Child migrants become labourers in Ghana

Called ‘kayayie’, porters in the markets of the Ghanian capital are child labourers. Credit: Caritas Ghana.

Called ‘kayayie’, porters in the markets of the Ghanian capital are child labourers. Credit: Caritas Ghana.

Child labour is often hidden from our sight. Children work long, poorly paid and sometimes hazardous jobs in sweatshops, mines and on plantations. But sometimes it takes place in plain view.

Walking on the streets and in the colourful markets of Ghana’s capital Accra it’s easy to overlook the children weaving through the crowds, carrying on their heads a variety of food or household goods. Called ‘kayayie’, these porters are child labourers.

Kayayie are mostly girls from 8 to 15 years old. The girls have travelled from lives of poverty in the north of the country in search of work in the cities and towns in the south.

“Child migrants are becoming child labourers in Ghana,” said Zan Akologo, Executive Secretary of Caritas Ghana (known nationally as the Department of Human Development, Ghana Catholic Bishops’ Conference).

As a result of their work, the kayayie suffer poor health, they live in desperate poverty, receive no education and have little protection for their own personal safety. Many end up in sex work.

Pawns on the chessboard of humanity

Globally, there are about 214 million people migrating across international borders and about 740 million migrating within their own countries. Young people account for about a third. Millions of children under 18 years old migrate internally or across borders.

Migration can mean a better life, more opportunities or an escape from violence, poverty and abuse for many children. But child migrants can face exploitation and are vulnerable to child labour.

“Migrants and refugees are not pawns on the chessboard of humanity,” said Pope Francis in his message for the World Day of Migrants 2014.

“They are children, women and men who leave or who are forced to leave their homes for various reason, who share a legitimate desire for knowing and having, but above all for being more,” he said.

Child migrants often experience maltreatment – including suffering from isolation, violence, sub standard working conditions, non-payment of wages and the threat of being reported to the authorities.

“Amongst child labourers it is migrant children who receive less pay, work longer hours, less often attend school, and face higher death rates at work in comparison to local children,” said the International Labour Organisation (ILO). The highest proportion of working children are in sub-Saharan Africa.

Child labour in Ghana growing

As a result of their work, the kayayie suffer poor health, they live in desperate poverty, receive no education and have little protection for their own personal safety.

As a result of their work, the kayayie suffer poor health, they live in desperate poverty, receive no education and have little protection for their own personal safety. Credit: Caritas Ghana

The history of migration from the north reaches back to when Ghana was the Gold Coast. Cocoa plantations and mines have always pulled people south. But that migration is now feeding growing child labour, especially in cities and towns.
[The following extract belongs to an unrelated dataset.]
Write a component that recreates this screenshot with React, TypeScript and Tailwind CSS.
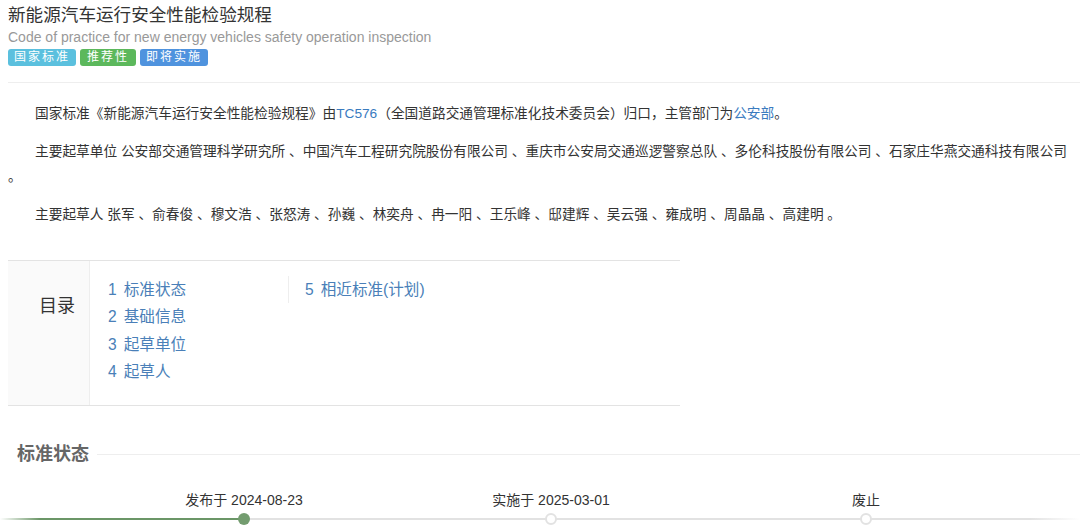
const toc: [number, string][][] = [
  [
    [1, "标准状态"],
    [2, "基础信息"],
    [3, "起草单位"],
    [4, "起草人"],
  ],
  [[5, "相近标准(计划)"]],
];

const milestones = [
  { label: "发布于 2024-08-23", done: true, shift: "ml-[156px]" },
  { label: "实施于 2025-03-01", done: false, shift: "ml-[147px]" },
  { label: "废止", done: false, shift: "ml-[155px]" },
];

export default function App() {
  return (
    <main className="min-h-[530px] bg-white pl-2 font-['Liberation_Sans','Noto_Sans_CJK_SC',sans-serif] text-[#333]">
      <header className="border-b border-[#eee] pb-[16px] pt-[3px]">
        <h1 className="text-[17.6px] leading-[24px] text-[#333]">新能源汽车运行安全性能检验规程</h1>
        <p className="text-[14px] leading-[20px] text-[#999]">
          Code of practice for new energy vehicles safety operation inspection
        </p>
        <div className="mt-[2px] flex gap-[4px]">
          <span className="rounded-[3px] bg-[#5bc0de] px-[6px] text-[12px] leading-[17px] tracking-[2px] text-white">国家标准</span>
          <span className="rounded-[3px] bg-[#5cb85c] px-[7px] text-[12px] leading-[17px] tracking-[2px] text-white">推荐性</span>
          <span className="rounded-[3px] bg-[#4f93de] px-[6px] text-[12px] leading-[17px] tracking-[2px] text-white">即将实施</span>
        </div>
      </header>

      <section className="mt-[18px] pr-2 text-[13.7px] leading-[25px]">
        <p className="mb-[13px] indent-[27px]">
          国家标准《新能源汽车运行安全性能检验规程》由<span className="text-[#3a7bbf]">TC576</span>
          （全国道路交通管理标准化技术委员会）归口，主管部门为<span className="text-[#3a7bbf]">公安部</span>。
        </p>
        <p className="mb-[13px] indent-[27px]">
          主要起草单位 公安部交通管理科学研究所 、中国汽车工程研究院股份有限公司 、重庆市公安局交通巡逻警察总队 、多伦科技股份有限公司 、石家庄华燕交通科技有限公司 。
        </p>
        <p className="indent-[27px]">
          主要起草人 张军 、俞春俊 、穆文浩 、张怒涛 、孙巍 、林奕舟 、冉一阳 、王乐峰 、邸建辉 、吴云强 、雍成明 、周晶晶 、高建明 。
        </p>
      </section>

      <section className="mt-[33px] flex w-[672px] border-y border-[#e3e3e3]">
        <div className="w-[82px] border-r border-[#eee] bg-[#fafafa] pr-[14px] pt-[33px] text-right text-[18px] leading-[24px] text-[#333]">
          目录
        </div>
        <div className="flex pb-[20px] pt-[15px]">
          {toc.map((col, i) => (
            <ul
              key={i}
              className={i === 0 ? "w-[198px] pl-[18px]" : "self-start border-l border-[#eee] pl-[16px]"}
            >
              {col.map(([n, t]) => (
                <li key={n} className="text-[15.6px] leading-[27.3px] text-[#4a7fb8]">
                  <span className="mr-[7px]">{n}</span>
                  {t}
                </li>
              ))}
            </ul>
          ))}
        </div>
      </section>

      <section className="mt-[36px]">
        <div className="flex items-center">
          <h2 className="pl-[9px] pr-[8px] text-[18px] font-bold leading-[24px] text-[#666]">标准状态</h2>
          <div className="h-px flex-1 bg-[#eee]" />
        </div>

        <div className="mt-[24px] flex">
          {milestones.map((m) => (
            <div key={m.label} className={`w-[160px] text-center text-[14px] leading-[20px] text-[#333] ${m.shift}`}>
              {m.label}
            </div>
          ))}
        </div>
        <div className="-ml-2 mt-[8px] h-[2px] bg-[linear-gradient(90deg,#ffffff_0px,#6b9667_40px,#6b9667_244px,#e2e2e2_244px,#e2e2e2_1030px,#ffffff_1080px)]" />
        <div className="-mt-[7px] flex">
          {milestones.map((m) => (
            <div key={m.label} className={`flex w-[160px] justify-center ${m.shift}`}>
              <span
                className={
                  m.done
                    ? "h-[12px] w-[12px] rounded-full bg-[#739c6f]"
                    : "h-[12px] w-[12px] rounded-full border-2 border-[#e2e2e2] bg-white"
                }
              />
            </div>
          ))}
        </div>
      </section>
    </main>
  );
}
According to UNICEF’s 2012 State of the World’s Children Report, 34 percent of Ghanaian children aged 5–14 years are engaged in child labour. That figure is up from 23 percent in 2003,  according to the Ghana Statistical Survey.

“The kayayie are the most visible form of child migration for labour in the country,” said Zan Akologo of Caritas Ghana. “They have become a serious concern for the government and civil society.”

Most of the young girls are trafficked by so-called foster parents in public transport buses overnight. They arrive at their destinations at dawn. In this way, they manage to escape the occasional police checks. The night public transport buses are associated with high and fatal accident rates. There are occasional armed robbery attacks.

Improving the safety of these children on their journey and when they arrive is crucial, according to Zan Akologo, but the best protection is preventing children from migrating in the first place.

“We are trying to ensure that young migrants do not migrate when they are too young,” he said. “That means addressing the push factors: poverty and poor parenting.”

He says special anti-poverty programmes aimed at improving conditions in the north should be made to work. Skill development programmes for girls who drop out of school early should also be promoted.

“Family life education like the ones undertaken by the Christian Mothers’ Associations (CMA) in parishes should be replicated in mosques to stem the tide of irresponsible parenting,” he said.

The Catholic Church’s CMA operates in 18 out of the 19 dioceses in Ghana and has a current active membership of about 35,000 women. It’s core activities include the provision of civic, health, education and teaching of social values.

Children being forced into hazardous or exploitative work is against the law in Ghana (as it is around the world.) Yet the young girls continue to migrate to work as kayayie. They are seen, but their plight is not heard.

“As the Church accompanies migrants and refugees on their journey, she seeks to understand the causes of migration, but she also works to overcome its negative effects, and to maximize its positive influence on the communities of origin, transit and destination,” said Pope Francis.

Despite the numbers of children involved, the needs and interests of migrant children are largely absent from mainstream debates on child protection, child labour and migration.

That’s why in 2014, Caritas Internationalis is focusing on the suffering, exploitation and ill-treatment of migrant children.